Der Tatort verzichtet auf die Ausbeutung von Leichen. Er setzt auf Lokalkolorit. Derzeit ermitteln 15 Teams in verschiedenen Städten des deutschen Sprachraums. Der Einsatz der gleichen Ermittler am gleichen Ort fördert das Verlangen des Publikums nach Wiederbegegnung und Rückkehr der Helden als einem Prinzip, das schon den alten Griechen bekannt war. Durch den schwach gefärbten Dialekt der Ermittler kommt es zu Bindung und Neugier der Zu-schauer. Kommissar Ehrlicher in Leipzig sächselt, Herr Bienzle in Stuttgart schwäbelt. Nicht zu stark, denn beide sollen auch in Tirol und in Lübeck verstanden werden. Nicht zu schwach, denn man soll wissen, dass man in Leipzig und Stuttgart das Deutsche ein wenig anders ausspricht. Ermittler und Täter bewegen sich in einem genau eingebrachten Stadtbild. Kommissare in Köln verzehren gern eine Bratwurst mit dem Dom im Hintergrund. Ermittlungsfahrten gehen oft an typischen Denkmälern vorbei. Man verzichtet auch auf billige Effekte, die woanders so qualvoll ausgewalzt werden und bei denen bildhübsche Kommissarinnen prinzipiell nur mit umgeschnallter Pistole aufreten. Dass die Strafverfolger auch nur Menschen sind und ein Privatleben haben, sichert weitere Gefolgschaft. Sie sind keine Ermittlungsroboter wie bei CSI, die in bunt gefärbten Laboren nach der DNA tappen. Es sind Menschen mit Problemen wie Ehe, Scheidung, Wohnung, Krankheit, Beförderung usw. Kommissar Kopper hat einen dicken Bauch, seiner Kollegin Lena fehlt der Sex-Appeal. Beamtin Lindholm hegt das Gemüse im Schrebergarten ebenso genau wie neue Spuren. Die Kommissarin und Witwe vom Bodensee findet einfach keinen neuen Ehemann. Kommissar Kienzle hat abseits der Verbrecherjagd eine künstlerisch bewegte Gattin zu betreuen. Kommissar Ehrlicher kommen Ideen beim Bier in der Kneipe. Einzig- und grossartig ist Jan Josef Liefers als Gerichtsmediziner in Münster mit seinem kulturellem Anspruch.

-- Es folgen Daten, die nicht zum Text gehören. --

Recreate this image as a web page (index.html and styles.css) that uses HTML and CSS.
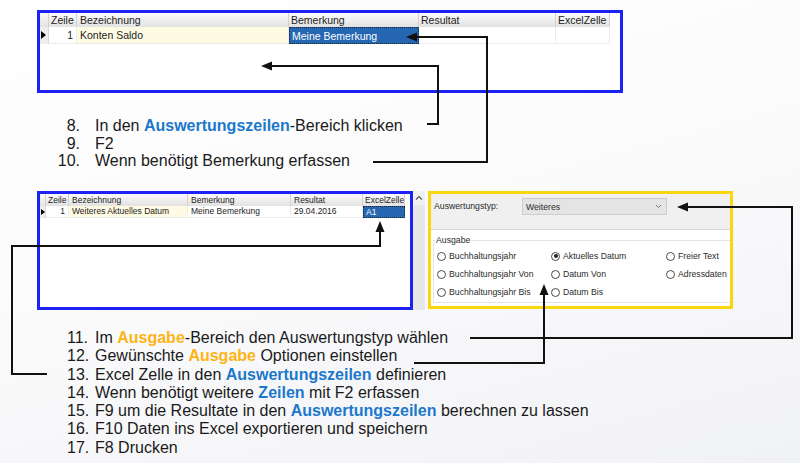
FILE: index.html
```
<!DOCTYPE html>
<html lang="de">
<head>
<meta charset="utf-8">
<title>Auswertung</title>
<link rel="stylesheet" href="styles.css">
</head>
<body>
<div class="page">
  <div class="grid grid-top">
    <div class="row head">
      <div class="c ind"></div><div class="c zeile">Zeile</div><div class="c bez">Bezeichnung</div><div class="c bem">Bemerkung</div><div class="c res">Resultat</div><div class="c xl">ExcelZelle</div>
    </div>
    <div class="row data">
      <div class="c ind"><span class="tri"></span></div><div class="c zeile num">1</div><div class="c bez yel">Konten Saldo</div><div class="c bem sel">Meine Bemerkung</div><div class="c res"></div><div class="c xl"></div>
    </div>
  </div>

  <div class="list list-top">
    <div class="item"><span class="n">8.</span><span class="t">In den <b class="blue">Auswertungszeilen</b>-Bereich klicken</span></div>
    <div class="item"><span class="n">9.</span><span class="t">F2</span></div>
    <div class="item"><span class="n">10.</span><span class="t">Wenn benötigt Bemerkung erfassen</span></div>
  </div>

  <div class="middle">
    <div class="grid grid-mid">
      <div class="row head">
        <div class="c ind"></div><div class="c zeile">Zeile</div><div class="c bez">Bezeichnung</div><div class="c bem">Bemerkung</div><div class="c res">Resultat</div><div class="c xl">ExcelZelle</div>
      </div>
      <div class="row data">
        <div class="c ind"><span class="tri"></span></div><div class="c zeile num">1</div><div class="c bez yel">Weiteres Aktuelles Datum</div><div class="c bem">Meine Bemerkung</div><div class="c res">29.04.2016</div><div class="c xl sel">A1</div>
      </div>
    </div>
    <div class="scroll">
      <div class="scroll-btn"><svg width="8" height="6" viewBox="0 0 8 6"><path d="M1 4.5 L4 1.5 L7 4.5" fill="none" stroke="#555" stroke-width="1.1"/></svg></div>
    </div>
    <div class="panel">
      <div class="typ">
        <span class="typ-lbl">Auswertungstyp:</span>
        <div class="select"><span>Weiteres</span><svg class="chev" width="7" height="5" viewBox="0 0 7 5"><path d="M1 1 L3.5 3.5 L6 1" fill="none" stroke="#777" stroke-width="1"/></svg></div>
      </div>
      <fieldset class="group">
        <legend>Ausgabe</legend>
        <div class="radios">
          <div class="radio"><span class="dot"></span>Buchhaltungsjahr</div>
          <div class="radio"><span class="dot on"></span>Aktuelles Datum</div>
          <div class="radio"><span class="dot"></span>Freier Text</div>
          <div class="radio"><span class="dot"></span>Buchhaltungsjahr Von</div>
          <div class="radio"><span class="dot"></span>Datum Von</div>
          <div class="radio"><span class="dot"></span>Adressdaten</div>
          <div class="radio"><span class="dot"></span>Buchhaltungsjahr Bis</div>
          <div class="radio"><span class="dot"></span>Datum Bis</div>
        </div>
      </fieldset>
    </div>
  </div>

  <div class="list list-bottom">
    <div class="item"><span class="n">11.</span><span class="t">Im <b class="orange">Ausgabe</b>-Bereich den Auswertungstyp wählen</span></div>
    <div class="item"><span class="n">12.</span><span class="t">Gewünschte <b class="orange">Ausgabe</b> Optionen einstellen</span></div>
    <div class="item"><span class="n">13.</span><span class="t">Excel Zelle in den <b class="blue">Auswertungszeilen</b> definieren</span></div>
    <div class="item"><span class="n">14.</span><span class="t">Wenn benötigt weitere <b class="blue">Zeilen</b> mit F2 erfassen</span></div>
    <div class="item"><span class="n">15.</span><span class="t">F9 um die Resultate in den <b class="blue">Auswertungszeilen</b> berechnen zu lassen</span></div>
    <div class="item"><span class="n">16.</span><span class="t">F10 Daten ins Excel exportieren und speichern</span></div>
    <div class="item"><span class="n">17.</span><span class="t">F8 Drucken</span></div>
  </div>

  <svg class="arrows" width="800" height="463" viewBox="0 0 800 463">
    <g fill="none" stroke="#111" stroke-width="2">
      <polyline points="427,124 438,124 438,66 270,66"/>
      <polyline points="373,162 487,162 487,37 414,37"/>
      <polyline points="470,338 792,338 792,207 686,207"/>
      <polyline points="414,363 544,363 544,293"/>
      <polyline points="47,374 12,374 12,246 380,246 380,230"/>
    </g>
    <g fill="#111">
      <polygon points="261,66 272,61.5 272,70.5"/>
      <polygon points="406,37 417,32.5 417,41.5"/>
      <polygon points="677,207 688,202.5 688,211.5"/>
      <polygon points="544,284 539.5,295 548.5,295"/>
      <polygon points="380,221 375.5,232 384.5,232"/>
    </g>
  </svg>
</div>
</body>
</html>
```

FILE: styles.css
```
* { box-sizing: border-box; }

html, body {
  margin: 0;
  padding: 0;
}

body {
  width: 800px;
  height: 463px;
  overflow: hidden;
  font-family: "Liberation Sans", Arial, sans-serif;
  color: #1a1a1a;
}

.page {
  position: relative;
  width: 800px;
  height: 463px;
  padding-top: 10px;
  background: linear-gradient(165deg, #ffffff 0%, #fbfbfc 45%, #f1f2f5 100%);
}

/* ---------- grids ---------- */
.grid {
  background: #fff;
  border: 3px solid #1c22f5;
}

.grid-top {
  margin-left: 37px;
  width: 586px;
  height: 83px;
  font-size: 10.5px;
}

.row {
  display: flex;
}

.c {
  flex: none;
  white-space: nowrap;
  overflow: hidden;
  padding: 0 2px;
}

.head .c {
  background: linear-gradient(#fbfbfb, #e2e2e2);
  border-right: 1px solid #d2d2d2;
  color: #222;
}

.data .c {
  border-right: 1px solid #ececec;
  border-bottom: 1px solid #ececec;
  color: #1e1e1e;
}

.data .ind {
  background: #eeeeee;
  border-right: 1px solid #d8d8d8;
  display: flex;
  align-items: center;
  padding: 0 0 0 1px;
}

.tri {
  width: 0;
  height: 0;
  border-left: 5px solid #000;
  border-top: 4px solid transparent;
  border-bottom: 4px solid transparent;
}

.num { text-align: right; }

.yel { background: #fffbe3; }

.data .sel {
  background: #2466b2;
  color: #fff;
  border: 1px dotted #222;
}

.grid-top .head { height: 14px; line-height: 14px; }
.grid-top .data { height: 17px; line-height: 16px; }
.grid-top .ind { width: 9px; }
.grid-top .zeile { width: 28px; }
.grid-top .num { padding-right: 3px; }
.grid-top .bez { width: 212px; padding-left: 3px; }
.grid-top .bem { width: 130px; }
.grid-top .res { width: 137px; }
.grid-top .xl { width: 54px; }

.grid-mid {
  width: 376px;
  height: 119px;
  font-size: 8.5px;
}

.grid-mid .head { height: 12px; line-height: 12px; }
.grid-mid .data { height: 12px; line-height: 11px; }
.grid-mid .data .tri { border-left-width: 4px; border-top-width: 3px; border-bottom-width: 3px; }
.grid-mid .ind { width: 6px; }
.grid-mid .zeile { width: 23px; }
.grid-mid .num { padding-right: 3px; }
.grid-mid .bez { width: 119px; padding-left: 3px; }
.grid-mid .bem { width: 103px; padding-left: 3px; }
.grid-mid .res { width: 72px; padding-left: 3px; }
.grid-mid .xl { width: 42px; }

/* ---------- lists ---------- */
.list {
  font-size: 16px;
}

.list-top {
  margin-top: 24px;
  line-height: 17.5px;
}

.list-bottom {
  margin-top: 19px;
  line-height: 18.3px;
}

.item {
  display: flex;
  white-space: nowrap;
}

.list-top .n {
  width: 80px;
  text-align: right;
}

.list-top .t {
  padding-left: 15px;
}

.list-bottom .n {
  width: 95px;
  padding-left: 67px;
}

b.blue { color: #1b78cc; }
b.orange { color: #fdb414; }

/* ---------- middle row ---------- */
.middle {
  display: flex;
  margin-left: 37px;
  margin-top: 21.5px;
  height: 119px;
}

.scroll {
  width: 12px;
  background: #e7e7e7;
  margin-right: 3px;
}

.scroll-btn {
  height: 14px;
  background: #f1f1f1;
  display: flex;
  align-items: center;
  justify-content: center;
}

.panel {
  width: 305px;
  height: 118px;
  border: 3px solid #fbd50e;
  background: #fff;
  font-size: 8.7px;
  color: #2a2a2a;
}

.typ {
  height: 36px;
  background: #f0f0f0;
  border-bottom: 1px solid #d9d9d9;
  display: flex;
  align-items: flex-start;
  padding: 4px 0 0 3px;
}

.typ-lbl {
  width: 88px;
  line-height: 17px;
}

.select {
  width: 145px;
  height: 17px;
  background: #e4e4e4;
  border: 1px solid #cdcdcd;
  display: flex;
  align-items: center;
  justify-content: space-between;
  padding: 0 4px 0 3px;
}

.group {
  margin: 5px 0 0 2px;
  padding: 0 0 1px 3px;
  border: 1px solid #e3e3e3;
  border-right: 0;
  min-width: 0;
}

.group legend {
  padding: 0 1px;
  margin-left: -2px;
  line-height: 10px;
}

.radios {
  display: grid;
  grid-template-columns: 114px 115px auto;
  grid-auto-rows: 18px;
  padding-top: 2px;
}

.radio {
  display: flex;
  align-items: center;
  gap: 3px;
  white-space: nowrap;
}

.dot {
  width: 9px;
  height: 9px;
  border: 1px solid #4a4a4a;
  border-radius: 50%;
  background: #fff;
  display: flex;
  align-items: center;
  justify-content: center;
}

.dot.on::after {
  content: "";
  width: 4px;
  height: 4px;
  border-radius: 50%;
  background: #222;
}

/* ---------- arrows overlay ---------- */
.arrows {
  position: absolute;
  left: 0;
  top: 0;
  pointer-events: none;
}
```
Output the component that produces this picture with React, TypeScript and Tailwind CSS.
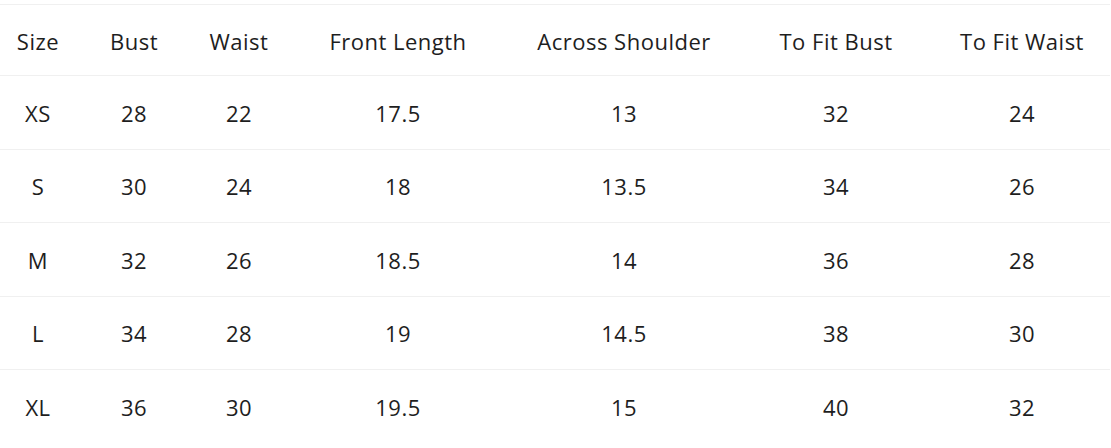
const headers = ['Size', 'Bust', 'Waist', 'Front Length', 'Across Shoulder', 'To Fit Bust', 'To Fit Waist']

const widths = ['w-[76px]', 'w-[116px]', 'w-[94px]', 'w-[224px]', 'w-[228px]', 'w-[196px]', 'w-[176px]']

const rows = [
  ['XS', '28', '22', '17.5', '13', '32', '24'],
  ['S', '30', '24', '18', '13.5', '34', '26'],
  ['M', '32', '26', '18.5', '14', '36', '28'],
  ['L', '34', '28', '19', '14.5', '38', '30'],
  ['XL', '36', '30', '19.5', '15', '40', '32'],
]

export default function App() {
  return (
    <div className="w-[1111px] h-[448px] bg-white pt-1 overflow-hidden font-['Open_Sans',sans-serif] text-[22px] tracking-[0.5px] text-[#1e1e1e]">
      <table className="w-[1110px] table-fixed border-collapse border-t border-[#f0f0f0]">
        <thead>
          <tr className="h-[71px] border-b border-[#f0f0f0]">
            {headers.map((h, i) => (
              <th key={h} className={`${widths[i]} font-normal text-center pt-0.5`}>
                {h}
              </th>
            ))}
          </tr>
        </thead>
        <tbody>
          {rows.map((r, ri) => (
            <tr
              key={r[0]}
              className={ri < rows.length - 1 ? 'h-[73.5px] border-b border-[#f0f0f0]' : 'h-[73.5px]'}
            >
              {r.map((c, i) => (
                <td key={i} className="text-center pt-0.5">
                  {c}
                </td>
              ))}
            </tr>
          ))}
        </tbody>
      </table>
    </div>
  )
}
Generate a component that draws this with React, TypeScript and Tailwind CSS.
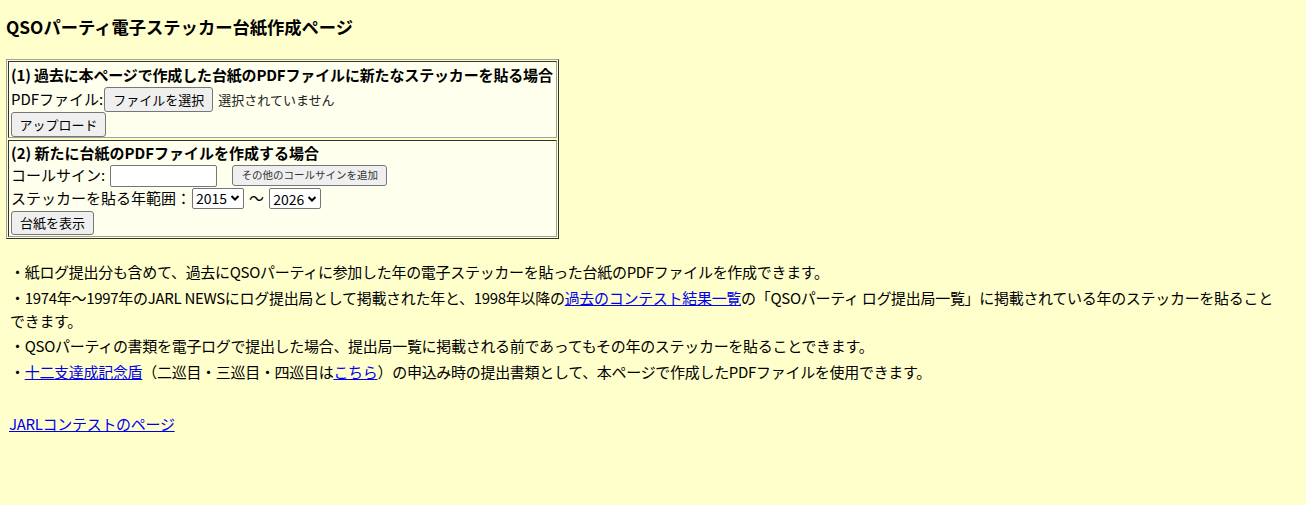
import React from "react";

const Btn = ({
  children,
  className = "",
  small = false,
}: {
  children: React.ReactNode;
  className?: string;
  small?: boolean;
}) => (
  <span
    className={
      "inline-flex items-center justify-center whitespace-nowrap bg-[#efefef] border border-[#767676] rounded-[3px] leading-none " +
      (small ? "text-[10.5px] text-[#333] " : "text-[13px] text-black ") +
      className
    }
  >
    {children}
  </span>
);

const Chevron = () => (
  <svg width="10" height="8" viewBox="0 0 10 8" className="ml-[3px]">
    <path d="M1.5 2 L5 5.5 L8.5 2" fill="none" stroke="#000" strokeWidth="2" />
  </svg>
);

const Sel = ({ value }: { value: string }) => (
  <span className="inline-flex items-center h-[21px] px-[3px] bg-white border border-[#767676] rounded-[2px] text-[14px] leading-none">
    {value}
    <Chevron />
  </span>
);

export default function App() {
  return (
    <div className="min-h-[505px] w-full bg-[#ffffcc] text-black font-['Noto_Sans_CJK_JP','Noto_Sans',sans-serif] text-[15px]">
      <div className="pl-[6px] pt-[14px]">
        <h1 className="text-[17.3px] font-bold leading-[26px] h-[26px]">QSOパーティ電子ステッカー台紙作成ページ</h1>
      </div>
      <div className="pl-[6px] pt-[19px]">
        <div className="w-[553px] border border-t-[#a0a0a0] border-l-[#a0a0a0] border-r-[#333] border-b-[#333] p-[1px] flex flex-col gap-[2px]">
          <div className="border border-t-[#333] border-l-[#333] border-r-[#a0a0a0] border-b-[#a0a0a0] bg-[#ffffee] px-[2px] pt-[1px] pb-[1px] h-[77px]">
            <div className="font-bold h-[24px] leading-[24px] whitespace-nowrap tracking-[-0.15px]">(1) 過去に本ページで作成した台紙のPDFファイルに新たなステッカーを貼る場合</div>
            <div className="flex items-center h-[25px]">
              <span>PDFファイル:</span>
              <Btn className="h-[25px] w-[109px] ml-[1px]">ファイルを選択</Btn>
              <span className="ml-[5px] text-[13px] text-[#222]">選択されていません</span>
            </div>
            <div className="flex items-center h-[25px]">
              <Btn className="h-[25px] w-[95px]">アップロード</Btn>
            </div>
          </div>
          <div className="border border-t-[#333] border-l-[#333] border-r-[#a0a0a0] border-b-[#a0a0a0] bg-[#ffffee] px-[2px] pt-[1px] pb-[1px] h-[97px]">
            <div className="font-bold h-[22px] leading-[22px] whitespace-nowrap">(2) 新たに台紙のPDFファイルを作成する場合</div>
            <div className="flex items-center h-[23px]">
              <span>コールサイン:</span>
              <span className="ml-[5px] inline-block w-[107px] h-[22px] bg-white border border-[#767676] rounded-[2px]"></span>
              <Btn small className="ml-[15px] h-[21px] w-[155px]">その他のコールサインを追加</Btn>
            </div>
            <div className="flex items-center h-[23px]">
              <span>ステッカーを貼る年範囲：</span>
              <span className="ml-[1px]"><Sel value="2015" /></span>
              <span className="mx-[5px]">〜</span>
              <Sel value="2026" />
            </div>
            <div className="flex items-center h-[25px]">
              <Btn className="h-[24px] w-[83px]">台紙を表示</Btn>
            </div>
          </div>
        </div>
      </div>
      <div className="pl-[10px] pt-[21px] text-[15px] leading-[23px] w-[1285px] tracking-[-0.3px]">
        <p className="mb-[3px] whitespace-nowrap">・紙ログ提出分も含めて、過去にQSOパーティに参加した年の電子ステッカーを貼った台紙のPDFファイルを作成できます。</p>
        <p className="mb-[2px]">
          ・1974年〜1997年のJARL NEWSにログ提出局として掲載された年と、1998年以降の
          <a className="text-[#0000ee] underline">過去のコンテスト結果一覧</a>
          の「QSOパーティ ログ提出局一覧」に掲載されている年のステッカーを貼ることできます。
        </p>
        <p className="mb-[3px] whitespace-nowrap">・QSOパーティの書類を電子ログで提出した場合、提出局一覧に掲載される前であってもその年のステッカーを貼ることできます。</p>
        <p className="whitespace-nowrap">
          ・<a className="text-[#0000ee] underline">十二支達成記念盾</a>（二巡目・三巡目・四巡目は
          <a className="text-[#0000ee] underline">こちら</a>
          ）の申込み時の提出書類として、本ページで作成したPDFファイルを使用できます。
        </p>
      </div>
      <div className="pl-[9px] pt-[29px] text-[15px] leading-[23px] tracking-[-0.3px]">
        <a className="text-[#0000ee] underline">JARLコンテストのページ</a>
      </div>
    </div>
  );
}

Im Vergleich zu vergangenen Tatorten scheint heute ein Aspekt zu fehlen. Das manichäische Happyend war früher nicht immer die Regel. Damals wurde viel öfter eine Mitschuld der Gesellschaft angedeutet oder gar festgestellt. Eine Gesetzesübertretung konnte illegal, aber doch moralisch gerechtfertigt sein. Und es kam vor, dass die als selbstverständlich genommene Gleichung aufgehoben wurde, wonach das Böse immer illegal und das Gute legal zu sein hat. Dann und wann hat der irritierte Kommissar den Übeltäter mit einem Wink der Hand entlassen, da er nicht sicher war, was böse und was gut zu sein hat.